Arcane adds a shared privacy and compliance layer with built-in support for disclosure, auditability, and reporting on top of Stellar that enables applications to run private financial flows without building custom infrastructure from scratch. Applications can integrate the layer through Arcane’s SDKs and APIs, using a turnkey solution instead of developing bespoke privacy and reporting systems in-house.
At the core is a non-custodial compliance-ready ZK shielded pool where assets move privately between users and applications, combined with a structured audit layer that records encrypted transaction events. Each integrated application operates within its own logical domain while benefiting from a larger shared privacy set. Arcane also supports role-based disclosure, allowing users, operators, auditors, and regulators to access scoped information under defined conditions. Reporting is generated on demand and limited by role, time window, and data scope, and the product includes an interface for auditors to generate financial reports for regulators and investigate cases when required.
What Private Payroll and Institutional Payments Could Look Like
A practical way to think about the next phase of Stellar is through operational use cases. Private payroll is one clear example. A company paying staff on-chain may want the speed and settlement benefits of blockchain while still protecting salary amounts, wallet activity, and internal payment structure. With Arcane’s model, those flows can remain private by default while still supporting reporting for users, applications, auditors, or regulators when appropriate.
Institutional payments follow the same pattern. A network can have stablecoins, asset issuers, and payment providers, though broader institutional use depends on stronger confidentiality controls. Selective disclosure, compliance controls, outbound settlement rules, and integrations with compliance tooling create a more usable path for higher-value or higher-sensitivity payment activity.
That is why Stellar fits in the flow so well. The network has established payment relevance, stablecoin momentum, and institutional credibility. Arcane is building the privacy and compliance layer that can help those strengths support more real-world payment activity.
Keeping Illicit Funds Out of the System
For private payment infrastructure to support real-world financial activity, privacy has to sit alongside safeguards against illicit finance. Arcane’s compliance-ready privacy layer is designed to prevent illicit funds from entering and circulating within the shared private pool while preserving confidentiality for legitimate users.
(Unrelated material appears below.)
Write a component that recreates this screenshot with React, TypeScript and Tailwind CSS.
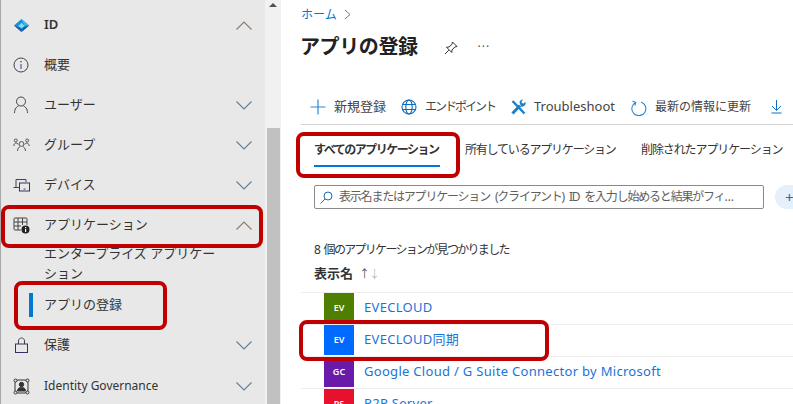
import React from "react";

const font = "font-['Noto_Sans','Noto_Sans_CJK_JP',sans-serif]";

const Chevron = ({ up }: { up?: boolean }) => (
  <svg width="16" height="9" viewBox="0 0 16 9" fill="none" className="shrink-0">
    <path
      d={up ? "M0.500 8.500 L8 1 L15.500 8.500" : "M0.500 0.500 L8 8 L15.500 0.500"}
      stroke={up ? "#8a7a6a" : "#5f7f9a"}
      strokeWidth="1.100"
    />
  </svg>
);

const IdIcon = () => (
  <svg width="17" height="15" viewBox="0 0 18 16">
    <path d="M9 1 L17 8 L9 15 L1 8 Z" fill="#1b8fd8" />
    <path d="M9 1 L17 8 L12 8 Z" fill="#2fc0ee" />
    <path d="M1 8 L9 15 L9 11 Z" fill="#1a5fa8" />
    <path d="M9 15 L17 8 L11 10 Z" fill="#0f4f96" />
    <path d="M9 5 L12.500 8.500 L9 11 L5.500 8.500 Z" fill="#7fdcf7" />
  </svg>
);

const InfoIcon = () => (
  <svg width="16" height="16" viewBox="0 0 16 16" fill="none">
    <circle cx="8" cy="8" r="7" stroke="#444" />
    <path d="M8 7 V12" stroke="#5a2d82" />
    <circle cx="8" cy="4.800" r="0.800" fill="#5a2d82" />
  </svg>
);

const UserIcon = () => (
  <svg width="16" height="18" viewBox="0 0 16 18" fill="none" stroke="#444">
    <circle cx="8" cy="5.500" r="4.500" />
    <path d="M1.500 17 C1.500 12.500 4 10.500 5.500 10 M14.500 17 C14.500 12.500 12 10.500 10.500 10" />
  </svg>
);

const GroupIcon = () => (
  <svg width="17" height="14" viewBox="0 0 17 14" fill="none" stroke="#444" strokeWidth="0.900">
    <circle cx="8.500" cy="6" r="2.400" />
    <path d="M4.500 13 C4.500 10 6.500 9 7 8.500 M12.500 13 C12.500 10 10.500 9 10 8.500" />
    <circle cx="2.800" cy="2.500" r="1.500" />
    <circle cx="14.200" cy="2.500" r="1.500" />
    <path d="M0.800 8 C1 6 2 5 3 5 C4.500 5.200 5 6 5.300 6.500 M16.200 8 C16 6 15 5 14 5 C12.500 5.200 12 6 11.700 6.500" />
  </svg>
);

const DeviceIcon = () => (
  <svg width="17" height="14" viewBox="0 0 17 14" fill="none" stroke="#444">
    <path d="M3 9.500 V1.500 H13 V4" />
    <path d="M0.500 9.500 H6" />
    <rect x="6.500" y="5" width="10" height="8" stroke="#3a2d6a" />
    <path d="M10.500 11 H12.500" />
  </svg>
);

const AppsIcon = () => (
  <svg width="17" height="17" viewBox="0 0 17 17" fill="none">
    <path
      d="M2 1 H13 Q14 1 14 2 V8 M8 13 H2 Q1 13 1 12 V2 Q1 1 2 1 M1 5 H14 M1 9 H8 M5 1 V13 M9.500 1 V8"
      stroke="#444"
    />
    <circle cx="12.500" cy="12.500" r="4" fill="#222" />
    <rect x="12" y="12" width="1.200" height="3" fill="#fff" />
    <rect x="12" y="10" width="1.200" height="1.200" fill="#fff" />
  </svg>
);

const LockIcon = () => (
  <svg width="13" height="16" viewBox="0 0 13 16" fill="none" stroke="#444" className="ml-[2px]">
    <path d="M3.500 7 V4 C3.500 0 9.500 0 9.500 4 V7" />
    <rect x="0.500" y="7" width="12" height="8.500" stroke="#3a2d6a" />
  </svg>
);

const GovIcon = () => (
  <svg width="17" height="17" viewBox="0 0 17 17" fill="none" stroke="#333">
    <rect x="2" y="2" width="13" height="13" rx="3" />
    <circle cx="8.500" cy="6.500" r="2.200" fill="#333" />
    <path d="M4.500 13 C4.500 10 7 9.500 8.500 9.500 C10 9.500 12.500 10 12.500 13 Z" fill="#333" />
    <circle cx="2.500" cy="2.500" r="1.500" fill="#e8e8e8" />
    <circle cx="14.500" cy="2.500" r="1.500" fill="#e8e8e8" />
    <circle cx="2.500" cy="14.500" r="1.500" fill="#e8e8e8" />
    <circle cx="14.500" cy="14.500" r="1.500" fill="#e8e8e8" />
  </svg>
);

const NavRow = ({
  icon,
  label,
  chevron,
  labelClass = "text-[13px]",
}: {
  icon: React.ReactNode;
  label: string;
  chevron?: "up" | "down";
  labelClass?: string;
}) => (
  <div className="flex h-10 items-center pl-[12px] pr-[13px]">
    <div className="flex w-[31px] shrink-0 items-center">{icon}</div>
    <span className={`flex-1 text-[#333] ${labelClass}`}>{label}</span>
    {chevron && <Chevron up={chevron === "up"} />}
  </div>
);

const ToolbarItem = ({
  icon,
  label,
  width,
  labelClass = "text-[13px]",
}: {
  icon: React.ReactNode;
  label: string;
  width: string;
  labelClass?: string;
}) => (
  <div className={`flex shrink-0 items-center gap-[8px] ${width}`}>
    {icon}
    <span className={`whitespace-nowrap text-[#444] ${labelClass}`}>{label}</span>
  </div>
);

const apps = [
  { badge: "EV", color: "bg-[#4f7f00]", name: "EVECLOUD" },
  { badge: "EV", color: "bg-[#0069ff]", name: "EVECLOUD同期" },
  { badge: "GC", color: "bg-[#6a1aa8]", name: "Google Cloud / G Suite Connector by Microsoft" },
  { badge: "PS", color: "bg-[#e8112d]", name: "P2P Server" },
];

const blue = "#2b88d8";

export default function App() {
  return (
    <div className={`relative flex h-[404px] w-[793px] overflow-hidden bg-white ${font}`}>
      {/* sidebar */}
      <aside className="h-full w-[265px] shrink-0 border-l border-[#a8a8a8] bg-[#e8e8e8] pt-[5px]">
        <NavRow icon={<IdIcon />} label="ID" chevron="up" labelClass="text-[13px] font-semibold" />
        <NavRow icon={<InfoIcon />} label="概要" />
        <NavRow icon={<UserIcon />} label="ユーザー" chevron="down" />
        <NavRow icon={<GroupIcon />} label="グループ" chevron="down" />
        <NavRow icon={<DeviceIcon />} label="デバイス" chevron="down" />
        <NavRow icon={<AppsIcon />} label="アプリケーション" chevron="up" />
        <div className="-mt-[2px] w-[175px] pb-[2px] pl-[43px] text-[13px] leading-[20px] text-[#333]">
          <div className="whitespace-nowrap">エンタープライズ アプリケー</div>
          <div>ション</div>
        </div>
        <div className="flex h-[40px] items-center pl-[28px]">
          <div className="mr-[11px] h-[24px] w-[4px] bg-[#0078d4]" />
          <span className="text-[13px] text-[#333]">アプリの登録</span>
        </div>
        <NavRow icon={<LockIcon />} label="保護" chevron="down" />
        <div className="mt-[1px]">
          <NavRow icon={<GovIcon />} label="Identity Governance" chevron="down" labelClass="text-[12px]" />
        </div>
      </aside>

      {/* scrollbar */}
      <div className="flex h-full w-[16px] shrink-0 flex-col items-center bg-[#f1f1f1]">
        <div className="mt-[3px] h-0 w-0 border-x-[4px] border-b-[4px] border-x-transparent border-b-[#505050]" />
        <div className="mt-[121px] w-[13px] flex-1 bg-[#c1c1c1]" />
      </div>

      {/* main */}
      <main className="min-w-0 flex-1 pl-[20px]">
        <div className="flex h-[28px] items-center gap-[7px] pt-[1px] text-[12px] text-[#0078d4]">
          <span>ホーム</span>
          <svg width="7" height="11" viewBox="0 0 7 11" fill="none">
            <path d="M1 1 L6 5.500 L1 10" stroke="#777" />
          </svg>
        </div>
        <div className="flex h-[38px] items-center">
          <h1 className="-ml-[1px] text-[20px] font-bold tracking-[-0.4px] text-[#222]">アプリの登録</h1>
          <svg width="14" height="14" viewBox="0 0 14 14" fill="none" stroke="#333" className="ml-[26px] mt-[2px]">
            <path d="M8.500 1 L13 5.500 L10.800 6 L8 9 L7.800 11.500 L2.500 6.200 L5 6 L8 3.200 Z M4.800 9.200 L1 13" />
          </svg>
          <span className="ml-[20px] text-[12px] tracking-[1px] text-[#555]">···</span>
        </div>

        <div className="mt-[25px] flex h-[34px] items-center gap-[14px] overflow-hidden border-b border-[#d4d4d4] pb-[1px] pl-[9px]">
          <ToolbarItem
            width="w-[77px]"
            label="新規登録"
            icon={
              <svg width="16" height="16" viewBox="0 0 16 16" stroke={blue} strokeWidth="1.200">
                <path d="M8 0.500 V15.500 M0.500 8 H15.500" />
              </svg>
            }
          />
          <ToolbarItem
            width="w-[95px]"
            label="エンドポイント"
            labelClass="text-[12px] tracking-[-2px]"
            icon={
              <svg width="16" height="16" viewBox="0 0 16 16" fill="none" stroke="#0f6cbd" strokeWidth="1.100" className="shrink-0">
                <circle cx="8" cy="8" r="7" />
                <ellipse cx="8" cy="8" rx="3.200" ry="7" />
                <path d="M1.500 5.500 H14.500 M1.500 10.500 H14.500" />
              </svg>
            }
          />
          <ToolbarItem
            width="w-[106px]"
            label="Troubleshoot"
            icon={
              <svg width="16" height="16" viewBox="0 0 16 16" fill="none" className="shrink-0">
                <path d="M2.500 2 L14.500 14.500" stroke="#1b7fc9" strokeWidth="2.400" />
                <path d="M2.500 14.500 L10 6.500" stroke="#1b7fc9" strokeWidth="3" />
                <path d="M9.500 3.500 A3.600 3.600 0 0 1 13 0.500 L11.300 3 L13 4.800 L15.500 3 A3.600 3.600 0 0 1 11 7.500 Z" fill="#1b7fc9" />
              </svg>
            }
          />
          <ToolbarItem
            width="w-[127px]"
            label="最新の情報に更新"
            labelClass="text-[12px]"
            icon={
              <svg width="17" height="17" viewBox="0 0 17 17" fill="none" stroke={blue} strokeWidth="1.100" className="shrink-0">
                <path d="M5.500 2.500 A7 7 0 1 0 11 2 M2.500 1 L5.800 2.500 L4.800 5.500" transform="translate(0 1)" />
              </svg>
            }
          />
          <svg width="11" height="14" viewBox="0 0 11 14" fill="none" stroke="#0f6cbd" className="shrink-0">
            <path d="M5.500 0 V10 M1 6 L5.500 10.500 L10 6 M0.500 13 H10.500" />
          </svg>
        </div>

        {/* tabs */}
        <div className="mt-[9px] flex h-[33px] items-start pl-[13px]">
          <div className="mr-[25px] flex h-[33px] w-[126px] shrink-0 flex-col">
            <span className="flex h-[31px] items-center whitespace-nowrap text-[12px] font-bold tracking-[-1.500px] text-[#333]">
              すべてのアプリケーション
            </span>
            <div className="h-[2px] bg-[#0078d4]" />
          </div>
          <span className="flex h-[31px] w-[176px] shrink-0 items-center whitespace-nowrap text-[12px] tracking-[-1.200px] text-[#333]">
            所有しているアプリケーション
          </span>
          <span className="flex h-[31px] items-center whitespace-nowrap text-[12px] tracking-[-1.100px] text-[#333]">
            削除されたアプリケーション
          </span>
        </div>

        {/* search */}
        <div className="mt-[18px] flex h-[24px] items-center pl-[13px]">
          <div className="flex h-[24px] w-[450px] shrink-0 items-center gap-[6px] rounded-[2px] border border-[#8a8a8a] pl-[5px]">
            <svg width="13" height="13" viewBox="0 0 13 13" fill="none" stroke="#0f6cbd" className="shrink-0">
              <circle cx="8" cy="5" r="4" />
              <path d="M5 8 L0.500 12.500" />
            </svg>
            <span className="whitespace-nowrap text-[12px] tracking-[-1.200px] text-[#605e5c] [word-spacing:3px]">
              表示名またはアプリケーション (クライアント) ID を入力し始めると結果がフィ…
            </span>
          </div>
          <div className="ml-[11px] flex h-[24px] w-[40px] shrink-0 items-center rounded-l-full bg-[#e5f0fa] pl-[10px] text-[15px] leading-none text-[#0078d4]">
            +
          </div>
        </div>

        <div className="mt-[32px] pl-[13px] text-[12px] leading-[18px] tracking-[-1.700px] text-[#333] [word-spacing:3px]">
          8 個のアプリケーションが見つかりました
        </div>
        <div className="mt-[5px] flex h-[20px] items-center pl-[13px] text-[13px] font-semibold text-[#333]">
          <span>表示名</span>
          <span className="ml-[6px] text-[11px] font-normal text-[#555]">↑</span>
          <span className="-ml-[1px] text-[11px] font-normal text-[#bbb]">↓</span>
        </div>

        {/* app list */}
        <div className="mt-[8px]">
          {apps.map((app) => (
            <div key={app.name} className="flex h-[32px] items-start border-t border-[#eeeeee] pl-[23px]">
              <div
                className={`flex h-[30px] w-[30px] shrink-0 items-center justify-center text-[9px] font-semibold text-white ${app.color}`}
              >
                {app.badge}
              </div>
              <span className="ml-[10px] mt-[4px] whitespace-nowrap text-[13px] leading-[20px] tracking-[0.3px] text-[#1a73d8]">
                {app.name}
              </span>
            </div>
          ))}
        </div>
      </main>

      {/* red annotations */}
      <div className="absolute left-[1px] top-[205px] h-[43px] w-[262px] rounded-[8px] border-[4px] border-[#c00000]" />
      <div className="absolute left-[14px] top-[281px] h-[49px] w-[153px] rounded-[8px] border-[4px] border-[#c00000]" />
      <div className="absolute left-[296px] top-[132px] h-[46px] w-[164px] rounded-[8px] border-[4px] border-[#c00000]" />
      <div className="absolute left-[299px] top-[320px] h-[41px] w-[250px] rounded-[8px] border-[4px] border-[#c00000]" />
    </div>
  );
}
That process starts before assets enter the system. Applications integrating Arcane can define pre-transaction compliance checks based on their use case and regulatory context, including KYT screening of incoming funds, wallet risk scoring, sanctions and watchlist screening, and jurisdiction-based restrictions such as IP or access controls. Arcane is also being built to support integrations with established compliance providers such as Elliptic, Chainalysis, Merkle Science, and Notabene. This gives applications a way to enforce their own compliance policies before funds are admitted into the private pool, helping maintain a clean and institution-ready environment rather than an open system for unchecked flows.
Monitoring, Disclosure, Investigations and Auditing
Compliance capabilities continue after funds enter the system. Arcane’s model supports ongoing transaction monitoring, risk re-evaluation as new intelligence becomes available, and selective disclosure for specific transactions or flows when required. This gives applications, auditors, and regulators a way to investigate suspicious activity, support reconciliation, and generate reporting without exposing unrelated transaction history.
The same structure applies to disclosure. Access can be limited by role, scope, and time window, allowing relevant parties to view only the information required for a compliance action or review. In practice, that means payment providers can verify source of funds, businesses can perform internal checks, and regulators can receive required reporting through a controlled process backed by a full audit trail. The result is a model built around clean entry, private execution, and controlled disclosure.
Building The Missing Layer
Stellar has the tools of a powerful payment network for payments, payroll, and institutional flows; privacy by default with controlled disclosure can help make that network more useful in practice. For a model like that to work at scale, private payment infrastructure also needs safeguards that help keep illicit funds out of the system, support transaction monitoring, and enable selective disclosure when compliance action is required.
Arcane’s focus is straightforward: bring compliance-ready privacy to Stellar in a form applications can actually integrate and use, with configurable controls that support cleaner entry into the pool, private execution by default, and reporting or investigation when needed.